Data:
** Begin **

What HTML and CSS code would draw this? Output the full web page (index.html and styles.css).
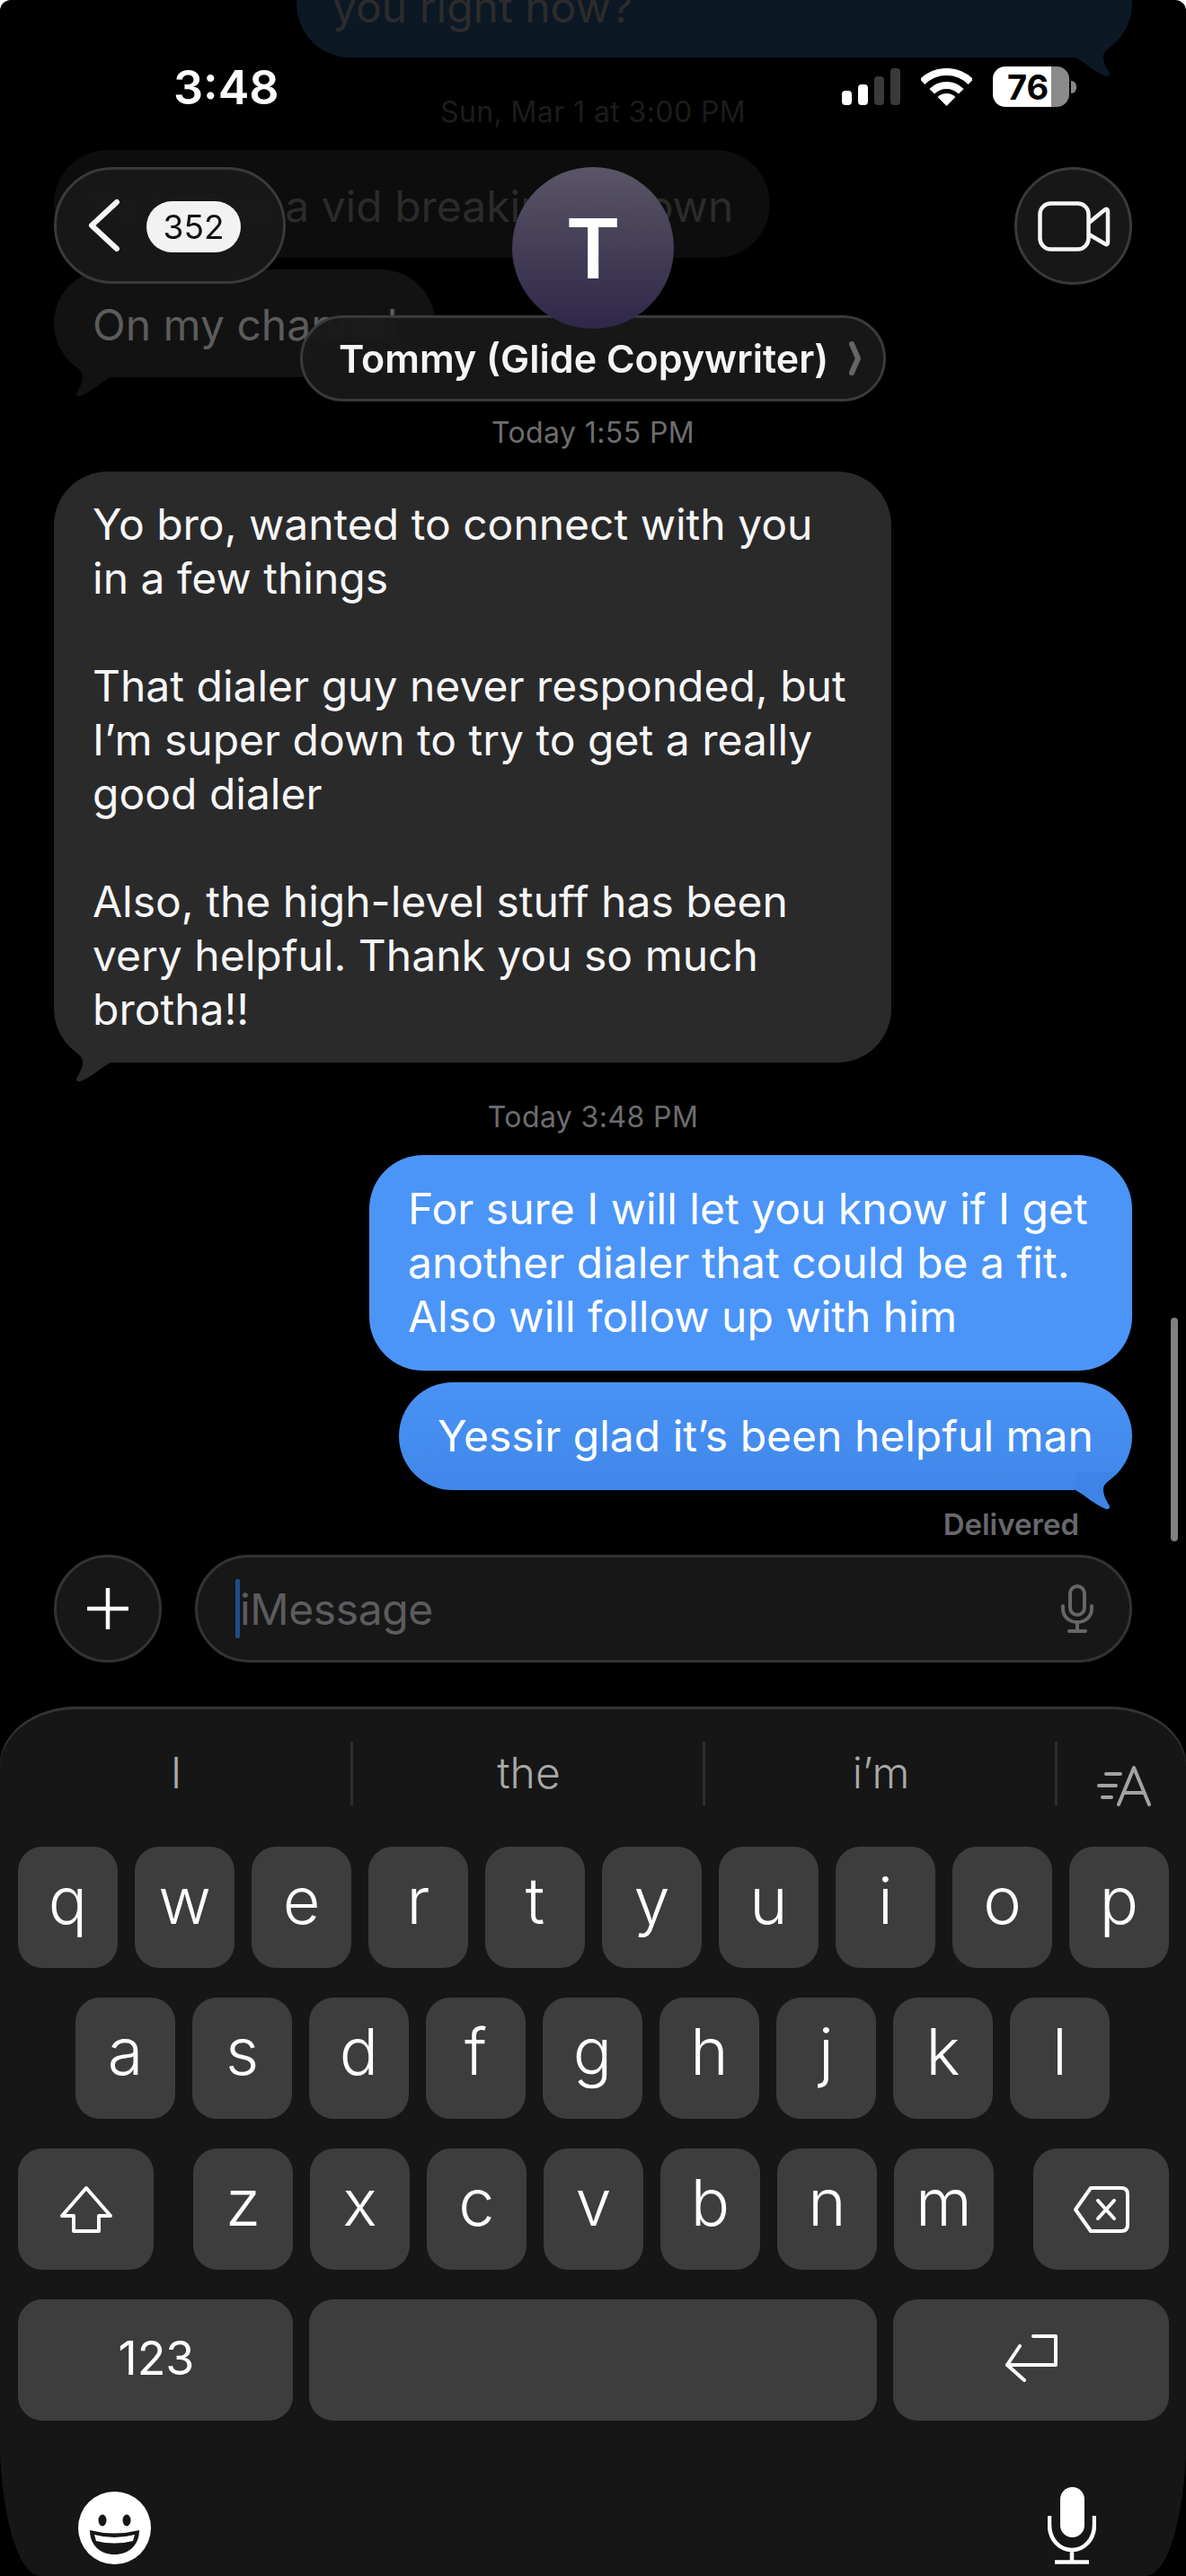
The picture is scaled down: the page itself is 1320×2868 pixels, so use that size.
FILE: index.html
```html
<!DOCTYPE html>
<html lang="en">
<head>
<meta charset="utf-8">
<title>Messages</title>
<link rel="stylesheet" href="styles.css">
</head>
<body>
<div class="screen">
  <main class="thread">
    <div class="bubble faded-blue bubble-top">you right now?
      <svg class="tail tail-right" viewBox="0 0 64 44"><path d="M18 2C24 12 32 14 32 21C32 29 28 34 25 40Q25 44 29 43C42 38 52 28 63 22V2Z"/></svg>
    </div>
    <div class="stamp stamp-dim stamp-sun">Sun, Mar 1 at 3:00 PM</div>
    <div class="bubble faded-a">Ya I have a vid breaking it down</div>
    <div class="bubble faded-b">On my channel
      <svg class="tail tail-left" viewBox="0 0 64 44"><path d="M18 2C24 12 32 14 32 21C32 29 28 34 25 40Q25 44 29 43C42 38 52 28 63 22V2Z"/></svg>
    </div>
    <div class="stamp stamp-one">Today 1:55 PM</div>
    <div class="bubble incoming">Yo bro, wanted to connect with you<br>in a few things<br><br>That dialer guy never responded, but<br>I’m super down to try to get a really<br>good dialer<br><br>Also, the high-level stuff has been<br>very helpful. Thank you so much<br>brotha!!
      <svg class="tail tail-left" viewBox="0 0 64 44"><path d="M18 2C24 12 32 14 32 21C32 29 28 34 25 40Q25 44 29 43C42 38 52 28 63 22V2Z"/></svg>
    </div>
    <div class="stamp stamp-two">Today 3:48 PM</div>
    <div class="bubble outgoing out-one">For sure I will let you know if I get<br>another dialer that could be a fit.<br>Also will follow up with him</div>
    <div class="bubble outgoing out-two">Yessir glad it’s been helpful man
      <svg class="tail tail-right" viewBox="0 0 64 44"><path d="M18 2C24 12 32 14 32 21C32 29 28 34 25 40Q25 44 29 43C42 38 52 28 63 22V2Z"/></svg>
    </div>
    <div class="delivered">Delivered</div>
  </main>

  <section class="composer">
    <div class="plus">
      <svg width="46" height="46" viewBox="0 0 46 46"><path d="M23 1V45M1 23H45" stroke="#fff" stroke-width="4.5" stroke-linecap="round" fill="none"/></svg>
    </div>
    <div class="field">
      <span class="caret"></span>
      <span class="placeholder">iMessage</span>
      <svg class="field-mic" width="36" height="54" viewBox="0 0 36 54" fill="none" stroke="#666" stroke-width="4" stroke-linecap="round"><rect x="10" y="2" width="16" height="32" rx="8"/><path d="M2 24V27C2 36 9 42 18 42C27 42 34 36 34 27V24M18 42V52M9 52H27"/></svg>
    </div>
  </section>

  <section class="keyboard">
    <div class="suggest">
      <div class="sug">I</div>
      <div class="sug sug-line">the</div>
      <div class="sug sug-line">i’m</div>
      <div class="sug sug-line sug-icon">
        <svg width="60" height="46" viewBox="0 0 60 46" fill="none" stroke="#a3a3a3" stroke-width="4" stroke-linecap="round" stroke-linejoin="round"><path d="M10 10H26M2 23H21M6 36H16"/><path d="M24 44L41 3L58 44M30 31H52"/></svg>
      </div>
    </div>
    <div class="rows">
      <div class="row"><span class="key">q</span><span class="key">w</span><span class="key">e</span><span class="key">r</span><span class="key">t</span><span class="key">y</span><span class="key">u</span><span class="key">i</span><span class="key">o</span><span class="key">p</span></div>
      <div class="row row-home"><span class="key">a</span><span class="key">s</span><span class="key">d</span><span class="key">f</span><span class="key">g</span><span class="key">h</span><span class="key">j</span><span class="key">k</span><span class="key">l</span></div>
      <div class="row row-third">
        <span class="key key-mod">
          <svg width="60" height="54" viewBox="0 0 60 54" fill="none" stroke="#fff" stroke-width="4" stroke-linejoin="round"><path d="M30 3L57 34H44V51H16V34H3Z"/></svg>
        </span>
        <div class="letters"><span class="key">z</span><span class="key">x</span><span class="key">c</span><span class="key">v</span><span class="key">b</span><span class="key">n</span><span class="key">m</span></div>
        <span class="key key-mod">
          <svg width="64" height="54" viewBox="0 0 64 54" fill="none" stroke="#fff" stroke-width="4" stroke-linejoin="round" stroke-linecap="round"><path d="M20 3H54Q61 3 61 10V44Q61 51 54 51H20L3 27Z"/><path d="M28 17L46 37M46 17L28 37"/></svg>
        </span>
      </div>
      <div class="row row-bottom">
        <span class="key key-num">123</span>
        <span class="key key-space"></span>
        <span class="key key-return">
          <svg width="60" height="54" viewBox="0 0 60 54" fill="none" stroke="#fff" stroke-width="4" stroke-linejoin="round" stroke-linecap="round"><path d="M32 3H57V35H3"/><path d="M17 14L3 35L22 52"/></svg>
        </span>
      </div>
    </div>
    <div class="kb-foot">
      <svg width="81" height="81" viewBox="0 0 81 81"><circle cx="40.5" cy="40.5" r="40.5" fill="#fff"/><ellipse cx="27" cy="32" rx="4.5" ry="6.5" fill="#161616"/><ellipse cx="54" cy="32" rx="4.5" ry="6.5" fill="#161616"/><path d="M13 43Q40 50 68 43C68 60 56 70 40.5 70C25 70 13 60 13 43Z" fill="#161616"/><path d="M18 48Q40 54 63 48L61 55Q40 60 20 55Z" fill="#fff"/></svg>
      <svg width="54" height="86" viewBox="0 0 54 86" fill="none" stroke="#fff" stroke-width="4.5"><rect x="14" y="0" width="27" height="56" rx="13.5" fill="#fff" stroke="none"/><path d="M2 32V42C2 58 13 70 27 70C41 70 52 58 52 42V32M27 70V83M8 83.5H46"/></svg>
    </div>
  </section>

  <header class="nav">
    <div class="glass back">
      <svg width="36" height="60" viewBox="0 0 36 60" fill="none" stroke="#f5f5f5" stroke-width="6" stroke-linecap="round" stroke-linejoin="round"><path d="M32 4L4 30L32 56"/></svg>
      <span class="badge">352</span>
    </div>
    <div class="glass video">
      <svg width="84" height="56" viewBox="0 0 84 56" fill="none" stroke="#f5f5f5" stroke-width="4.5" stroke-linejoin="round"><rect x="2.5" y="2.5" width="54" height="51" rx="12"/><path d="M57 24L74 10Q78 7 78 12V45Q78 50 74 47L57 37"/></svg>
    </div>
    <div class="contact">
      <div class="glass name"><span>Tommy (Glide Copywriter)</span>
        <svg width="14" height="38" viewBox="0 0 14 38" fill="none" stroke="#666" stroke-width="6" stroke-linecap="round" stroke-linejoin="round"><path d="M3 3L10 19L3 35"/></svg>
      </div>
      <div class="avatar">T</div>
    </div>
  </header>

  <div class="status">
    <span class="clock">3:48</span>
    <div class="indicators">
      <svg width="65" height="42" viewBox="0 0 65 42"><rect x="0" y="25" width="11" height="16" rx="4" fill="#fff"/><rect x="18" y="18" width="11" height="23" rx="4" fill="#fff"/><rect x="36" y="9" width="11" height="32" rx="4" fill="#3a3a3a"/><rect x="54" y="0" width="11" height="41" rx="4" fill="#3a3a3a"/></svg>
      <svg width="57" height="42" viewBox="0 0 57 42" fill="none" stroke="#fff" stroke-width="8"><path d="M1.6 15.1A38 38 0 0 1 55.4 15.1"/><path d="M12.24 25.74A23 23 0 0 1 44.76 25.74"/><path d="M28.5 42L18.6 32.1A14 14 0 0 1 38.4 32.1Z" fill="#fff" stroke="none"/></svg>
      <div class="battery-wrap"><span class="battery">76</span><span class="nub"></span></div>
    </div>
  </div>

  <div class="scrollbar"></div>
</div>
</body>
</html>
```

FILE: styles.css
```css
* { box-sizing: border-box; }
html, body { margin: 0; padding: 0; background: #fff; }
body { width: 1320px; height: 2868px; overflow: hidden; font-family: Inter, "Liberation Sans", sans-serif; }

.screen {
  position: relative;
  width: 1320px;
  height: 2868px;
  background: #000;
  border-radius: 12px 12px 0 0;
  overflow: hidden;
  display: flex;
  flex-direction: column;
}

/* thread */
.thread { display: flex; flex-direction: column; padding: 0 60px; }
.bubble {
  position: relative;
  flex: none;
  padding: 30px 43px;
  border-radius: 60px;
  font-size: 48px;
  line-height: 60px;
  letter-spacing: 0;
  white-space: nowrap;
  color: #f6f6f6;
}
.tail { position: absolute; bottom: -22px; width: 64px; height: 44px; }
.tail-left { left: 0; }
.tail-right { right: 0; transform: scaleX(-1); }

.bubble-top { width: 930px; align-self: flex-end; margin-top: -56px; padding: 34px 43px 26px 40px; background: #0c1824; color: #2c2c2c; }
.bubble-top .tail { fill: #0c1824; }
.faded-a { width: 797px; padding: 33px 43px 27px 39px; background: #0d0d0d; color: #2b2b2b; margin-bottom: 13px; }
.faded-b { width: 424px; padding: 32px 43px 28px; background: #121212; color: #5c5c5c; }
.faded-b .tail { fill: #121212; }
.incoming { width: 932px; background: #2a2a2b; padding: 29px 43px; }
.incoming .tail { fill: #2a2a2b; }
.outgoing { align-self: flex-end; color: #fff; }
.out-one { width: 849px; background: #4b95f8; margin-bottom: 13px; }
.out-two { width: 816px; background: linear-gradient(#4a93f6, #3f87e8); }
.out-two .tail { fill: #3d84e6; }

.stamp { height: 36px; line-height: 36px; text-align: center; font-size: 32px; font-weight: 400; color: #6d6d70; letter-spacing: 0.4px; }
.stamp-dim { color: #1c1c1c; }
.stamp-sun { margin: 43px 0 24px; }
.stamp-one { margin: 44px 0 25px; }
.stamp-two { margin: 43px 0 24px; }
.delivered { align-self: flex-end; height: 36px; line-height: 36px; margin: 20px 59px 0 0; font-size: 33px; font-weight: 600; color: #68686c; }

/* composer */
.composer { display: flex; gap: 37px; padding: 16px 60px 0; }
.plus {
  width: 120px; height: 120px; flex: none;
  display: flex; align-items: center; justify-content: center;
  background: #171717; border: 3px solid #333; border-radius: 50%;
}
.field {
  flex: 1; height: 120px;
  display: flex; align-items: center;
  padding: 0 40px 0 42px;
  background: #171717; border: 3px solid #333; border-radius: 60px;
}
.caret { width: 5px; height: 66px; background: #1e4d8c; border-radius: 2px; flex: none; }
.placeholder { font-size: 48px; color: #5c5c5e; flex: 1; letter-spacing: -0.4px; }
.field-mic { flex: none; }

/* keyboard */
.keyboard {
  flex: 1;
  margin-top: 49px;
  padding: 39px 0 0;
  background: #161616;
  box-shadow: inset 0 3px 0 #333;
  border-radius: 85px 85px 45px 45px / 65px 65px 155px 155px;
}
.suggest { display: flex; height: 71px; }
.sug { width: 392px; height: 71px; display: flex; align-items: center; justify-content: center; font-size: 48px; font-weight: 300; color: #a8a8a8; padding: 0 0 2px 2px; }
.sug:first-child { width: 390px; }
.sug-line { border-left: 3px solid #2e2e2e; }
.sug-icon { width: 146px; padding: 26px 0 0 44px; justify-content: flex-start; }
.rows { display: flex; flex-direction: column; gap: 33px; padding: 46px 19px 0 20px; }
.row { display: flex; gap: 19px; height: 135px; }
.row-home { padding-left: 64px; }
.row-third { justify-content: space-between; }
.letters { display: flex; gap: 19px; }
.key {
  width: 111px; height: 135px; flex: none;
  display: flex; align-items: center; justify-content: center;
  padding-bottom: 16px;
  background: #3d3d3d; border-radius: 27px;
  color: #fff; font-size: 72px; font-weight: 300; line-height: 72px;
}
.key-mod { width: 151px; padding-bottom: 0; }
.key-num { width: 306px; font-size: 52px; font-weight: 400; padding: 0 0 4px 2px; }
.key-space { width: 632px; margin-left: -1px; }
.key-return { width: 307px; margin-left: -1px; padding: 0 0 6px 0; }
.kb-foot { display: flex; justify-content: space-between; align-items: flex-end; padding: 74px 100px 0 87px; height: 160px; }

/* overlays */
.status {
  position: absolute; left: 0; right: 0; top: 74px; height: 45px;
  display: flex; align-items: center; justify-content: space-between;
  padding: 0 122px 0 193px;
}
.clock { color: #fff; font-size: 52px; font-weight: 600; margin-top: 2px; }
.indicators { display: flex; align-items: center; gap: 23px; }
.battery-wrap { display: flex; align-items: center; gap: 2px; }
.battery {
  width: 85px; height: 45px;
  display: flex; align-items: center; padding-left: 16px;
  border-radius: 14px;
  background: linear-gradient(90deg, #fff 76%, #8a8a8a 76%);
  color: #000; font-size: 38px; font-weight: 700;
}
.nub { width: 6px; height: 14px; background: #8a8a8a; border-radius: 0 6px 6px 0; }

.nav { position: absolute; left: 60px; right: 60px; top: 186px; display: flex; justify-content: space-between; align-items: flex-start; }
.glass {
  background: rgba(25, 25, 25, 0.93);
  border: 3px solid #3a3a3a;
  -webkit-backdrop-filter: blur(3px);
  backdrop-filter: blur(3px);
}
.back { width: 258px; height: 130px; border-radius: 65px; display: flex; align-items: center; gap: 29px; padding-left: 35px; }
.badge { width: 105px; height: 57px; border-radius: 29px; background: #f2f2f2; color: #111; display: flex; align-items: center; justify-content: center; font-size: 37px; font-weight: 400; margin-top: 2px; }
.video { width: 131px; height: 131px; border-radius: 50%; display: flex; align-items: center; justify-content: center; padding-left: 5px; }
.contact { position: absolute; left: 274px; top: 0; width: 652px; height: 261px; display: flex; justify-content: center; }
.avatar {
  position: absolute; left: 236px; top: 0;
  width: 180px; height: 180px; border-radius: 50%;
  background: linear-gradient(#5a5566, #2f2748);
  color: #fff; font-size: 92px; font-weight: 600;
  display: flex; align-items: center; justify-content: center;
}
.name {
  position: absolute; left: 0; top: 165px;
  width: 652px; height: 96px; border-radius: 48px;
  display: flex; align-items: center; gap: 23px;
  padding-left: 40px;
  color: #f5f5f5; font-size: 43px; font-weight: 600; white-space: nowrap;
}
.scrollbar { position: absolute; left: 1303px; top: 1467px; width: 8px; height: 249px; border-radius: 4px; background: #808080; }
```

** End **

Objective: Report how many lines of the listing above include the word "page". Say nothing but the number.

Result of the task: 2